Excerpt from a dataset:
▶

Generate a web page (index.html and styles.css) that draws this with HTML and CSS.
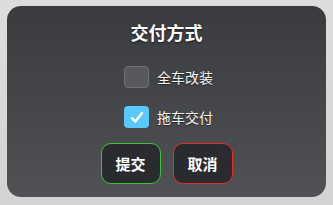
FILE: index.html
```html
<!DOCTYPE html>
<html>
<head>
  <meta charset="utf-8">
  <title>交付方式</title>
  <link rel="stylesheet" href="styles.css">
</head>
<body>
  <div class="panel">
    <h1 class="title">交付方式</h1>

    <label class="option">
      <span class="box"></span>
      <span class="option-text">全车改装</span>
    </label>

    <label class="option">
      <span class="box checked">
        <svg width="14" height="13" viewBox="0 0 14 13">
          <path d="M2 7.2 L5.4 10.6 L12 2" fill="none" stroke="#fff" stroke-width="2.4" stroke-linecap="round" stroke-linejoin="round"/>
        </svg>
      </span>
      <span class="option-text">拖车交付</span>
    </label>

    <div class="actions">
      <button class="button ok">提交</button>
      <button class="button cancel">取消</button>
    </div>
  </div>
</body>
</html>
```

FILE: styles.css
```css
html, body {
  margin: 0;
  padding: 0;
  height: 100%;
}

body {
  box-sizing: border-box;
  padding: 6px 7px 8px 7px;
  background: linear-gradient(180deg, #dcdddd 0%, #d2d3d3 100%);
  font-family: "Noto Sans CJK SC", "Noto Sans", sans-serif;
}

.panel {
  height: 191px;
  box-sizing: border-box;
  padding: 14px 0 13px 0;
  border-radius: 14px;
  background: linear-gradient(180deg, #3a3b3f 0%, #45464a 50%, #515256 100%);
  display: flex;
  flex-direction: column;
  align-items: center;
}

.title {
  margin: 0 0 22px 0;
  font-size: 18px;
  line-height: 24px;
  font-weight: bold;
  color: #fff;
  text-shadow: 0 1px 2px rgba(0, 0, 0, 0.6);
}

.option {
  display: flex;
  align-items: center;
  gap: 8px;
  height: 22px;
  margin-bottom: 18px;
  margin-left: 4px;
}

.option + .option + .actions {
  margin-top: -3px;
}

.box {
  width: 25px;
  height: 22px;
  box-sizing: border-box;
  border-radius: 4px;
  border: 1px solid #707175;
  background: #58595d;
  display: flex;
  align-items: center;
  justify-content: center;
}

.box.checked {
  border: none;
  background: #5ac8fa;
}

.option-text {
  font-size: 14px;
  color: #f2f2f2;
  text-shadow: 0 1px 1px rgba(0, 0, 0, 0.5);
}

.actions {
  display: flex;
  gap: 12px;
}

.button {
  width: 60px;
  height: 41px;
  border-radius: 10px;
  background: #2a2b2f;
  color: #fff;
  font-family: inherit;
  font-size: 15px;
  font-weight: bold;
  padding: 0;
  cursor: pointer;
}

.ok {
  border: 1px solid #3ec23e;
}

.cancel {
  border: 1px solid #e0302a;
}
```
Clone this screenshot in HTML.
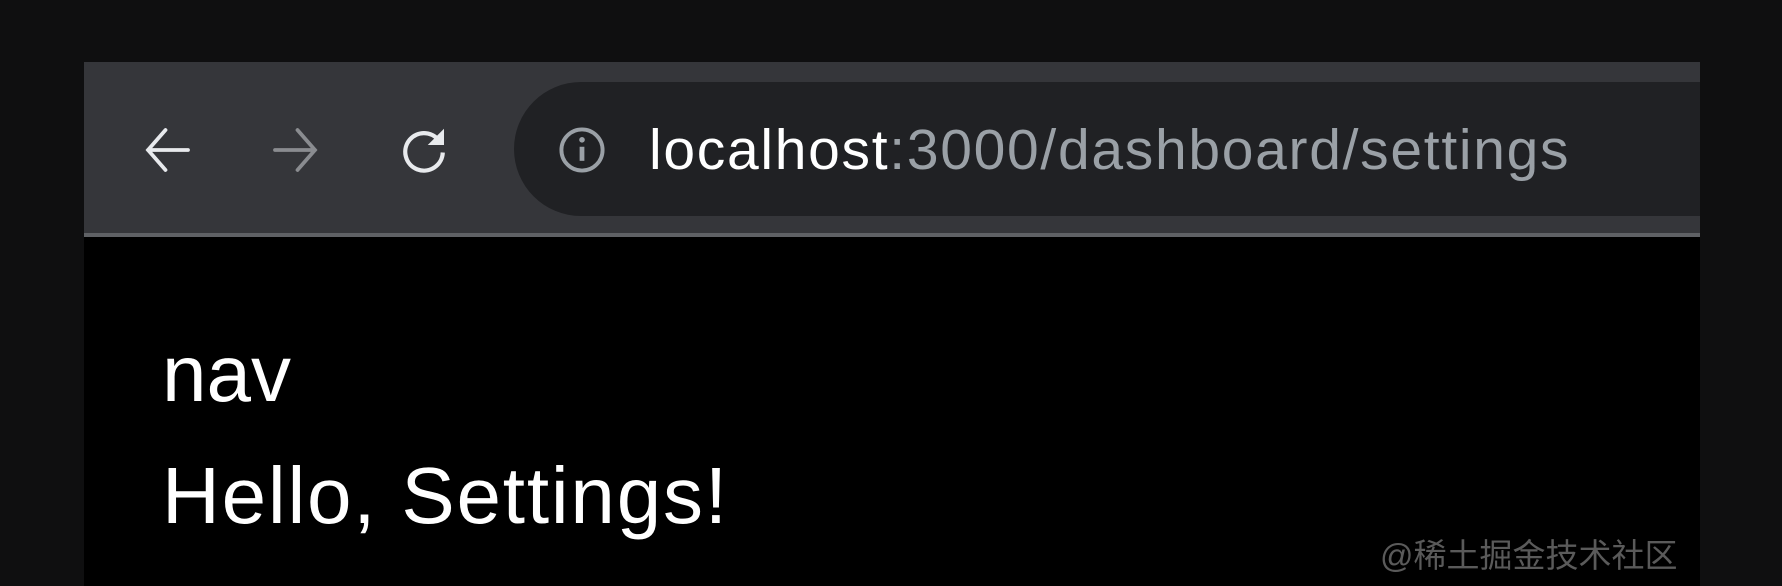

◀

Return all of the entries exactly as written, but drop any pictures they hold.

Solution to this task →
Generate a web page (index.html and styles.css) that draws this with HTML and CSS.
FILE: index.html
```html
<!DOCTYPE html>
<html>
<head>
  <meta charset="utf-8">
  <title>交付方式</title>
  <link rel="stylesheet" href="styles.css">
</head>
<body>
  <div class="panel">
    <h1 class="title">交付方式</h1>

    <label class="option">
      <span class="box"></span>
      <span class="option-text">全车改装</span>
    </label>

    <label class="option">
      <span class="box checked">
        <svg width="14" height="13" viewBox="0 0 14 13">
          <path d="M2 7.2 L5.4 10.6 L12 2" fill="none" stroke="#fff" stroke-width="2.4" stroke-linecap="round" stroke-linejoin="round"/>
        </svg>
      </span>
      <span class="option-text">拖车交付</span>
    </label>

    <div class="actions">
      <button class="button ok">提交</button>
      <button class="button cancel">取消</button>
    </div>
  </div>
</body>
</html>
```

FILE: styles.css
```css
html, body {
  margin: 0;
  padding: 0;
  height: 100%;
}

body {
  box-sizing: border-box;
  padding: 6px 7px 8px 7px;
  background: linear-gradient(180deg, #dcdddd 0%, #d2d3d3 100%);
  font-family: "Noto Sans CJK SC", "Noto Sans", sans-serif;
}

.panel {
  height: 191px;
  box-sizing: border-box;
  padding: 14px 0 13px 0;
  border-radius: 14px;
  background: linear-gradient(180deg, #3a3b3f 0%, #45464a 50%, #515256 100%);
  display: flex;
  flex-direction: column;
  align-items: center;
}

.title {
  margin: 0 0 22px 0;
  font-size: 18px;
  line-height: 24px;
  font-weight: bold;
  color: #fff;
  text-shadow: 0 1px 2px rgba(0, 0, 0, 0.6);
}

.option {
  display: flex;
  align-items: center;
  gap: 8px;
  height: 22px;
  margin-bottom: 18px;
  margin-left: 4px;
}

.option + .option + .actions {
  margin-top: -3px;
}

.box {
  width: 25px;
  height: 22px;
  box-sizing: border-box;
  border-radius: 4px;
  border: 1px solid #707175;
  background: #58595d;
  display: flex;
  align-items: center;
  justify-content: center;
}

.box.checked {
  border: none;
  background: #5ac8fa;
}

.option-text {
  font-size: 14px;
  color: #f2f2f2;
  text-shadow: 0 1px 1px rgba(0, 0, 0, 0.5);
}

.actions {
  display: flex;
  gap: 12px;
}

.button {
  width: 60px;
  height: 41px;
  border-radius: 10px;
  background: #2a2b2f;
  color: #fff;
  font-family: inherit;
  font-size: 15px;
  font-weight: bold;
  padding: 0;
  cursor: pointer;
}

.ok {
  border: 1px solid #3ec23e;
}

.cancel {
  border: 1px solid #e0302a;
}
```
Clone this screenshot in HTML.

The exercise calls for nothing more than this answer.